GOAL ▸
Your answer should be a single number: how many lines in the data below hold the string "Tailwind".

::::::

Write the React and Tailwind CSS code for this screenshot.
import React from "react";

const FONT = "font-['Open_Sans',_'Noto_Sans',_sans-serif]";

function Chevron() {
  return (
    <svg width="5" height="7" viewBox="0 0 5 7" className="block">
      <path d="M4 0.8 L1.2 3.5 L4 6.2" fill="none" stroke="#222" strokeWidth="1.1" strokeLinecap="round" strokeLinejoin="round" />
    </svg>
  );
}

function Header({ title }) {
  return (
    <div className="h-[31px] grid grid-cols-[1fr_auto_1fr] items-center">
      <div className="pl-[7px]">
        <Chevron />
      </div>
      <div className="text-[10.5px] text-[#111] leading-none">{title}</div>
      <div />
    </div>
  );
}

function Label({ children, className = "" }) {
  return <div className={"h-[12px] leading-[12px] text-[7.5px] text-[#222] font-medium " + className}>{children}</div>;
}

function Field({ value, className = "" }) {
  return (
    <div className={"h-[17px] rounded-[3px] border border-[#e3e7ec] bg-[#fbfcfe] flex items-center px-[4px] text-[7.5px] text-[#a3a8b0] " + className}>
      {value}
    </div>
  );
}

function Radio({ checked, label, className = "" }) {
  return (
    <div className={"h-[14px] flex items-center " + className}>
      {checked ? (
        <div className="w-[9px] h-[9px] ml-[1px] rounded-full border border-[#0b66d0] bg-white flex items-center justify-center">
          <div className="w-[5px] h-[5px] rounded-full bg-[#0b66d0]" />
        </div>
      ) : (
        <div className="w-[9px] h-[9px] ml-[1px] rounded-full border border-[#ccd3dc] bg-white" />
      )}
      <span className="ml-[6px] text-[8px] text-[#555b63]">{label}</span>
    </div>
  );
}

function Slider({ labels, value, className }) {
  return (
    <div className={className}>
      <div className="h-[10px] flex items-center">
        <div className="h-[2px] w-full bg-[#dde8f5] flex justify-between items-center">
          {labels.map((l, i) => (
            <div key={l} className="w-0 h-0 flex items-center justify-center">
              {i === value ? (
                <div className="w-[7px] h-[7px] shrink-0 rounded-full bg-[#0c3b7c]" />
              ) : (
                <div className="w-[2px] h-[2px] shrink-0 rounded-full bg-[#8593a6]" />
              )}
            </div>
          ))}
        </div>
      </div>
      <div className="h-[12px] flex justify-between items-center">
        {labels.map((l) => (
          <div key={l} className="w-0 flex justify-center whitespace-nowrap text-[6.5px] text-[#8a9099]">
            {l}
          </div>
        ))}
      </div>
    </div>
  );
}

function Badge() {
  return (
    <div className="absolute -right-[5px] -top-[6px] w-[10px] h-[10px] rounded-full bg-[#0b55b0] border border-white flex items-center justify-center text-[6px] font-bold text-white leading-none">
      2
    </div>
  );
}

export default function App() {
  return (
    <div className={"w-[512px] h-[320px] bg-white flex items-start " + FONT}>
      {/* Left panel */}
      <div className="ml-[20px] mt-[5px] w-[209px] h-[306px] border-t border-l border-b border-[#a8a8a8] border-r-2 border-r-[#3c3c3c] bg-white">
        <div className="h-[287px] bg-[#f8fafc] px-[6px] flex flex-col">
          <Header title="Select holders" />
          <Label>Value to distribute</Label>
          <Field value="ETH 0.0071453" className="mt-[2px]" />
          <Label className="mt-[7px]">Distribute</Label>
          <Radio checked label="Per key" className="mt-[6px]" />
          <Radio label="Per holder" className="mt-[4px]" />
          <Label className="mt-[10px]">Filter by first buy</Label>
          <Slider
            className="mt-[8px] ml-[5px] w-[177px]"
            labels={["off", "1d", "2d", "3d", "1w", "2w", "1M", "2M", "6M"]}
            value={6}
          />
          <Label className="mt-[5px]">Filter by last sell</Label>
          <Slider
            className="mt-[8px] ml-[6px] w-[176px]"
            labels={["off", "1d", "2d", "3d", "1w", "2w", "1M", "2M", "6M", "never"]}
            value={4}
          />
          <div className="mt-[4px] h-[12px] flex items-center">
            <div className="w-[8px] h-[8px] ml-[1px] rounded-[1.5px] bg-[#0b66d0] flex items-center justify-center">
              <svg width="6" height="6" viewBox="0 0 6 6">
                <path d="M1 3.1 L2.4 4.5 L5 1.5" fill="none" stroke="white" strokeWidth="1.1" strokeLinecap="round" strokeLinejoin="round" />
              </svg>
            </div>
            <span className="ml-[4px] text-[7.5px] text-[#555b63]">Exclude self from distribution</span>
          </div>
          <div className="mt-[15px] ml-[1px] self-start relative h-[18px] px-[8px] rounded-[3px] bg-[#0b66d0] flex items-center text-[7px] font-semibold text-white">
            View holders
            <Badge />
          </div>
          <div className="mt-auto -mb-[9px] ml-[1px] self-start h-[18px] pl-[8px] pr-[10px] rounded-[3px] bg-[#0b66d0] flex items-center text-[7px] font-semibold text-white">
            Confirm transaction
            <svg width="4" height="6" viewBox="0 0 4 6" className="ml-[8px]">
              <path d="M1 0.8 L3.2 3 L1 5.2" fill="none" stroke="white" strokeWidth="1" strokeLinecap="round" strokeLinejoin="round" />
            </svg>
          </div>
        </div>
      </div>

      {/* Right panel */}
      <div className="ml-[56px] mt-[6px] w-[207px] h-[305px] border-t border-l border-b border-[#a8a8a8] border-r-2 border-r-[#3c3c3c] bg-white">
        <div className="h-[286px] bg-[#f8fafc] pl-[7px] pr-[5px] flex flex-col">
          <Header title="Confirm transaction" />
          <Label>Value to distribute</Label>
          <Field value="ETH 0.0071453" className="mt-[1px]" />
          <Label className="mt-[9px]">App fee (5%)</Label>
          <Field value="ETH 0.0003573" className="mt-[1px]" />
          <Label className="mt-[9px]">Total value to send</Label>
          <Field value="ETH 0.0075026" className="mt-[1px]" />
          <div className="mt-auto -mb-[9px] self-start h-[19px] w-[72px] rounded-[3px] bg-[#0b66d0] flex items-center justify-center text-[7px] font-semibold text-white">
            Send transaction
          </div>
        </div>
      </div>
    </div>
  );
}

::::::

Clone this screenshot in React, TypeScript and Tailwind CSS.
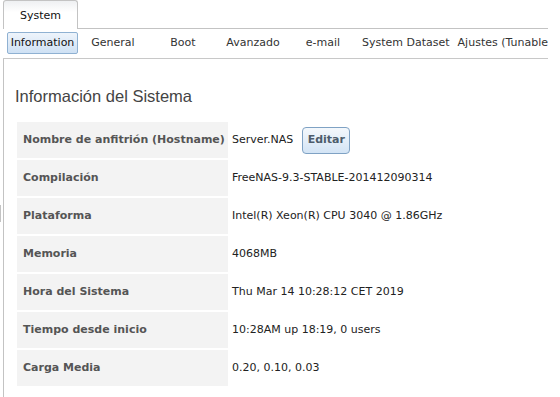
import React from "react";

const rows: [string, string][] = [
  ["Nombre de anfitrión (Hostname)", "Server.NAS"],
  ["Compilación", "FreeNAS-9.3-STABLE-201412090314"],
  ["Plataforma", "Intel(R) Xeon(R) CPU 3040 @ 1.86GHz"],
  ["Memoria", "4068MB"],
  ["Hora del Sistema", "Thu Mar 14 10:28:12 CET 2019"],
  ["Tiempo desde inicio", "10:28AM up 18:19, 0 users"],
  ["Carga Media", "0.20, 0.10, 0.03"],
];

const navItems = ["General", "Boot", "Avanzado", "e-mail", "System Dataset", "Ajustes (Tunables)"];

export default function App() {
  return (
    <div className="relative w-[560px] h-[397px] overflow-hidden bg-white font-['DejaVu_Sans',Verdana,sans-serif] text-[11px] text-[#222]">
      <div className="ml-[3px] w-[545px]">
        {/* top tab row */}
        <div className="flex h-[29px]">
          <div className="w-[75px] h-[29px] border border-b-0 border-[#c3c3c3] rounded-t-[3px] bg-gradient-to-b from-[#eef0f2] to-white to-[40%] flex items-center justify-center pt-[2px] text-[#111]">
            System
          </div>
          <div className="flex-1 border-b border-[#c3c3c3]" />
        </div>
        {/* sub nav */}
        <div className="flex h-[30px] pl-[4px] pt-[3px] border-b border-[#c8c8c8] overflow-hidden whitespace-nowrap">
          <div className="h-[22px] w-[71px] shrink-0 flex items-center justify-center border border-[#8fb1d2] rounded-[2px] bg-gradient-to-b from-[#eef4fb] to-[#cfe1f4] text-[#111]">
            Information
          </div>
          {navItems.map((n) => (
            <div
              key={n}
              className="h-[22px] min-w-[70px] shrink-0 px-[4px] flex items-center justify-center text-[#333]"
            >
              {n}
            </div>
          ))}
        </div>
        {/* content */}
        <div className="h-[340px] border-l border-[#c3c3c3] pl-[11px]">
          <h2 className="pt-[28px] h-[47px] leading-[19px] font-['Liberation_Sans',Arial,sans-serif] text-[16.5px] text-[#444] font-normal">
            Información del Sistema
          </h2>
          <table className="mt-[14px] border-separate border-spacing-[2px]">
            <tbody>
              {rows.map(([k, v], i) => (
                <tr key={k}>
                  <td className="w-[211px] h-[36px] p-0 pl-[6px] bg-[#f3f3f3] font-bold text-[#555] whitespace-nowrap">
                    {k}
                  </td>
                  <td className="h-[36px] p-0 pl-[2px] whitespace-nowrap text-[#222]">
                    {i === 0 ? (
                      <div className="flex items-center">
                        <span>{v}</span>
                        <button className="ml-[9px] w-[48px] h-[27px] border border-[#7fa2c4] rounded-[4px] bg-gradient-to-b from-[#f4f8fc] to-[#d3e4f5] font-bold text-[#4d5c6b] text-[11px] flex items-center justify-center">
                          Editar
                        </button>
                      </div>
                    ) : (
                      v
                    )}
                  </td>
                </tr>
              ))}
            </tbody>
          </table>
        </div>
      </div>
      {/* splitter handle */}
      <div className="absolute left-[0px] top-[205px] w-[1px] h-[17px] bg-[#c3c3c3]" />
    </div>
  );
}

::::::

FINAL ANSWER ▸
2